Last week’s budget deliberations at the Senate upgraded the project, giving it nationwide coverage, and will now provide not only free Wi-Fi connection in town plazas in municipalities, but also at transport terminals (train, sea and air), school yards, hospital lobbies, national government agencies, public parks and local government unit offices.
World Bank studies have shown that every 10 percent increase in broadband connectivity results in a 1.38 percent improvement in Gross Domestic Product (GDP), DOST-ICT Office Undersecretary Louis Casambre said.
“Any increase in internet connectivity through Free Wi-Fi Internet Access in Public Places will jump-start economic development by giving access to e-commerce, e-learning, and e-government tools to beneficiaries. These can increase their incomes and push their economic status upward across the nation, especially those in the countryside,” Casambre said.
Internet connectivity and Wi-Fi hotspots to most municipalities for the project will be sourced to the country’s internet service providers (ISP), while in areas that do not have broadband connectivity/infrastructure, the DOST ICT Office intends to use TV White Space (TVWS) Technologies used to provide last mile connectivity in areas affected by the Bohol earthquake and Super Typhoon Yolanda.
TVWS refers to the vacant frequencies located between broadcast TV channels, which can be used to provide wireless data connectivity to remote communities in the country.
Internet peering advocates are also enthused with the Project as it can significantly improve the speed of Internet access in the country, the Project requires all Internet providers for the free Wi-Fi project to actively peer with PhOpenIX, the country’s only third party Internet Exchange, also managed by the DOST.
Independent ICT Policy Researcher Mary Grace Mirandilla-Santos said Wi-Fi offloading is a great initiative. The expansion and use of Wi-Fi networks in public areas can bring about better quality of service, especially for the growing number of mobile broadband users.
“The prerequisite of peering through the PHOpenIX for ISPs who want to participate in the Wi-Fi project can give a boost to the local Internet exchange, provide greater security to government data exchanged through the network, and allow for more efficient use of bandwidth capacity, as local data remain within our national border,” Mirandilla-Santos said.

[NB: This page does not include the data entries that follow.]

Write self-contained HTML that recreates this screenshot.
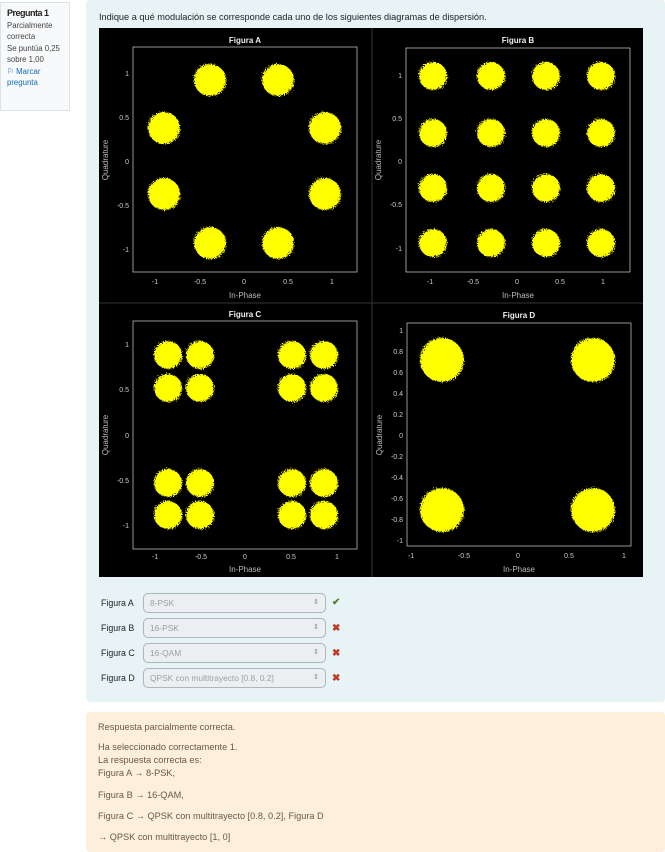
<!DOCTYPE html>
<html><head><meta charset="utf-8"><style>
body{margin:0;width:665px;height:848px;background:#fff;position:relative;overflow:hidden;font-family:"Liberation Sans",sans-serif;}
.info{position:absolute;left:0;top:2px;width:70px;height:109px;background:#f8f9fa;border:1px solid #dee2e6;box-sizing:border-box;padding:5px 6px;font-size:7.8px;color:#444;line-height:11.5px}
.info b{font-size:9px;color:#222;letter-spacing:-0.5px}
.info .l{color:#0f6cbf}
.q{position:absolute;left:86px;top:0;width:579px;height:702px;background:#e7f3f5;border-radius:4px}
.qt{position:absolute;left:99px;top:12px;font-size:9.2px;color:#1d2125}
.fb{position:absolute;left:86px;top:712px;width:579px;height:140px;background:#fcefdc;border-radius:4px;font-size:9.2px;color:#6a5a40}
.fb div{position:absolute;left:12px}
.row{position:absolute;left:101px;font-size:8.8px;color:#1d2125}
.sel{position:absolute;left:143px;width:183px;height:20px;border:1px solid #adb5bd;border-radius:5px;background:#eceff1;box-sizing:border-box;font-size:8.4px;color:#9aa0a6;padding:4px 6px;}
.sel:after{content:"⇕";position:absolute;right:6px;top:4px;font-size:7px;color:#888}
.mk{position:absolute;left:332px;font-size:10px;font-weight:bold}
</style></head><body>
<div class="info"><b>Pregunta 1</b><br>Parcialmente<br>correcta<br>Se puntúa 0,25<br>sobre 1,00<br><span class="l">⚐ Marcar<br>pregunta</span></div>
<div class="q"></div>
<div class="qt">Indique a qué modulación se corresponde cada uno de los siguientes diagramas de dispersión.</div>
<svg style="position:absolute;left:99px;top:28px" width="544" height="549" viewBox="99 28 544 549" font-family="Liberation Sans" font-size="7" fill="#ccc">
<defs><filter id="fz" x="-20%" y="-20%" width="140%" height="140%"><feTurbulence type="fractalNoise" baseFrequency="0.9" numOctaves="1" result="n"/><feDisplacementMap in="SourceGraphic" in2="n" scale="7"/></filter></defs>
<rect x="99" y="28" width="544" height="549" fill="#000"/>
<line x1="372" y1="28" x2="372" y2="577" stroke="#333"/>
<line x1="99" y1="303" x2="643" y2="303" stroke="#333"/>
<g fill="none" stroke="#bbb" stroke-width="0.8">
<rect x="133" y="47" width="224" height="225"/><rect x="406" y="48" width="224" height="224"/>
<rect x="133" y="321" width="224" height="228"/><rect x="407" y="323" width="224" height="223"/></g>
<g font-weight="bold" fill="#eee" font-size="8" text-anchor="middle">
<text x="245" y="43">Figura A</text><text x="518" y="43">Figura B</text><text x="245" y="317">Figura C</text><text x="519" y="318">Figura D</text></g>
<g text-anchor="middle" font-size="8" fill="#bbb">
<text x="245" y="298">In-Phase</text><text x="518" y="298">In-Phase</text><text x="245" y="572">In-Phase</text><text x="519" y="572">In-Phase</text>
<text transform="translate(108,160) rotate(-90)">Quadrature</text><text transform="translate(381,160) rotate(-90)">Quadrature</text>
<text transform="translate(108,435) rotate(-90)">Quadrature</text><text transform="translate(382,435) rotate(-90)">Quadrature</text></g>
<g text-anchor="middle">
<text x="155" y="284">-1</text><text x="200" y="284">-0.5</text><text x="244" y="284">0</text><text x="288" y="284">0.5</text><text x="332" y="284">1</text>
<text x="430" y="284">-1</text><text x="473" y="284">-0.5</text><text x="517" y="284">0</text><text x="560" y="284">0.5</text><text x="603" y="284">1</text>
<text x="155" y="559">-1</text><text x="201" y="559">-0.5</text><text x="245" y="559">0</text><text x="291" y="559">0.5</text><text x="337" y="559">1</text>
<text x="411" y="558">-1</text><text x="464" y="558">-0.5</text><text x="518" y="558">0</text><text x="569" y="558">0.5</text><text x="624" y="558">1</text></g>
<g text-anchor="end">
<text x="129" y="76">1</text><text x="129" y="120">0.5</text><text x="129" y="164">0</text><text x="129" y="208">-0.5</text><text x="129" y="252">-1</text>
<text x="402" y="78">1</text><text x="402" y="121">0.5</text><text x="402" y="164">0</text><text x="402" y="207">-0.5</text><text x="402" y="251">-1</text>
<text x="129" y="347">1</text><text x="129" y="392">0.5</text><text x="129" y="438">0</text><text x="129" y="483">-0.5</text><text x="129" y="528">-1</text>
<text x="403" y="333">1</text><text x="403" y="354">0.8</text><text x="403" y="375">0.6</text><text x="403" y="396">0.4</text><text x="403" y="417">0.2</text><text x="403" y="438">0</text><text x="403" y="459">-0.2</text><text x="403" y="480">-0.4</text><text x="403" y="501">-0.6</text><text x="403" y="522">-0.8</text><text x="403" y="543">-1</text></g>
<g fill="#ffff00" filter="url(#fz)">
<circle cx="210" cy="80" r="16"/><circle cx="278" cy="80" r="16"/><circle cx="164" cy="128" r="16"/><circle cx="325" cy="128" r="16"/><circle cx="164" cy="194" r="16"/><circle cx="325" cy="194" r="16"/><circle cx="210" cy="243" r="16"/><circle cx="278" cy="243" r="16"/>
<circle cx="433" cy="76" r="14"/><circle cx="491" cy="76" r="14"/><circle cx="546" cy="76" r="14"/><circle cx="601" cy="76" r="14"/>
<circle cx="433" cy="133" r="14"/><circle cx="491" cy="133" r="14"/><circle cx="546" cy="133" r="14"/><circle cx="601" cy="133" r="14"/>
<circle cx="433" cy="188" r="14"/><circle cx="491" cy="188" r="14"/><circle cx="546" cy="188" r="14"/><circle cx="601" cy="188" r="14"/>
<circle cx="433" cy="243" r="14"/><circle cx="491" cy="243" r="14"/><circle cx="546" cy="243" r="14"/><circle cx="601" cy="243" r="14"/>
<circle cx="168" cy="355" r="14"/><circle cx="200" cy="355" r="14"/><circle cx="292" cy="355" r="14"/><circle cx="324" cy="355" r="14"/>
<circle cx="168" cy="388" r="14"/><circle cx="200" cy="388" r="14"/><circle cx="292" cy="388" r="14"/><circle cx="324" cy="388" r="14"/>
<circle cx="168" cy="483" r="14"/><circle cx="200" cy="483" r="14"/><circle cx="292" cy="483" r="14"/><circle cx="324" cy="483" r="14"/>
<circle cx="168" cy="515" r="14"/><circle cx="200" cy="515" r="14"/><circle cx="292" cy="515" r="14"/><circle cx="324" cy="515" r="14"/>
<circle cx="442" cy="360" r="22"/><circle cx="593" cy="360" r="22"/><circle cx="442" cy="510" r="22"/><circle cx="593" cy="510" r="22"/>
</g>
</svg>
<div class="row" style="top:598px">Figura A</div><div class="sel" style="top:593px">8-PSK</div><div class="mk" style="top:597px;color:#5a7d3a">✔</div>
<div class="row" style="top:623px">Figura B</div><div class="sel" style="top:618px">16-PSK</div><div class="mk" style="top:623px;color:#c0392b">✖</div>
<div class="row" style="top:648px">Figura C</div><div class="sel" style="top:643px">16-QAM</div><div class="mk" style="top:648px;color:#c0392b">✖</div>
<div class="row" style="top:673px">Figura D</div><div class="sel" style="top:668px">QPSK con multitrayecto [0.8, 0.2]</div><div class="mk" style="top:673px;color:#c0392b">✖</div>
<div class="fb">
<div style="top:10px">Respuesta parcialmente correcta.</div>
<div style="top:30px">Ha seleccionado correctamente 1.</div>
<div style="top:43px">La respuesta correcta es:</div>
<div style="top:56px">Figura A → 8-PSK,</div>
<div style="top:78px">Figura B → 16-QAM,</div>
<div style="top:99px">Figura C → QPSK con multitrayecto [0.8, 0.2], Figura D</div>
<div style="top:120px">→ QPSK con multitrayecto [1, 0]</div>
</div>
</body></html>
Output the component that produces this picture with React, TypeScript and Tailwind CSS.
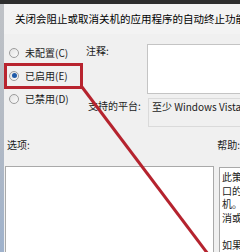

If successfully enforced, it is recommended that latency for locally hosted data not take more than 50 ms RTT, the standard used by IDA of Singapore. IP peering allows networks to exchange traffic with each other freely by creating an interconnection between ISPs. Such a connection would allow subscribers and applications of ISPs to pass through a shared domestic Internet exchange point, resulting in improved performance and greater traffic capacity.